Остается сказать о том, что такое метапозиция, которая только на первый взгляд немотивированно заняла место в названии статьи об окраинах. Ей может быть дано лишь отрицательное определение. Она ни центр, ни периферия. Если провинция есть locus желания (ни в одном из городов я не видел столько “салонов красоты”, как теперь в Москве и Петербурге, не могущих примириться с потерей Россией ее великодержавного статуса) и если столица есть власть (т. е. удовлетворенное вожделение), то метапозиция дает возможность для думания — для освобождения от телесности-пространственности, для погружения в идеальность времени, демонстрирующего недолговечность всего материального и оконтуренного. И центр, и периферия заселены телами.

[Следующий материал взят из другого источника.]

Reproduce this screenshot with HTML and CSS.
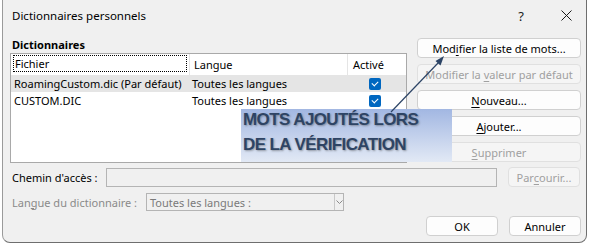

В первом случае соматические единицы выступают как репрезентативные для некоего ареала и тем самым неизбежно втягиваются в множащееся субституирование (замещающий замещаем), которое придает истории поступательный ход, на каждом шаге выглядящий более истинным, чем предшествующее движение, в результате чего абсолютизируется современность, не ведающая — в своей отелесненности — квалитативно иного, чем она, будущего. Во втором случае тела в качестве репрезентируемых обречены на то, чтобы лишь следовать за историей, подражать модным веяниям либо бороться с ней разными способами (разрушительно бунтуя против столичной гегемонии, привнося в таковую кое-что из локально-традиционного, убегающего в архаику, опыта и т. д.). Однако и репрезентативное, и репрезентируемое тело переводит время в пространство, в котором присутствует. Метапозиция безместна и, значит, дает нам возможность взглянуть на темпоральность, не спациализуя ее. Заняв метапозицию, мы избавляемся от соматики. Конечно же, не на практике, а в уме, но это и есть тот предел нашей свободы, который может превзойти одно самоубийство. Только метапозиция и позволяет нам быть вне иерархии, не подчиняться никому — никого не подчинять себе.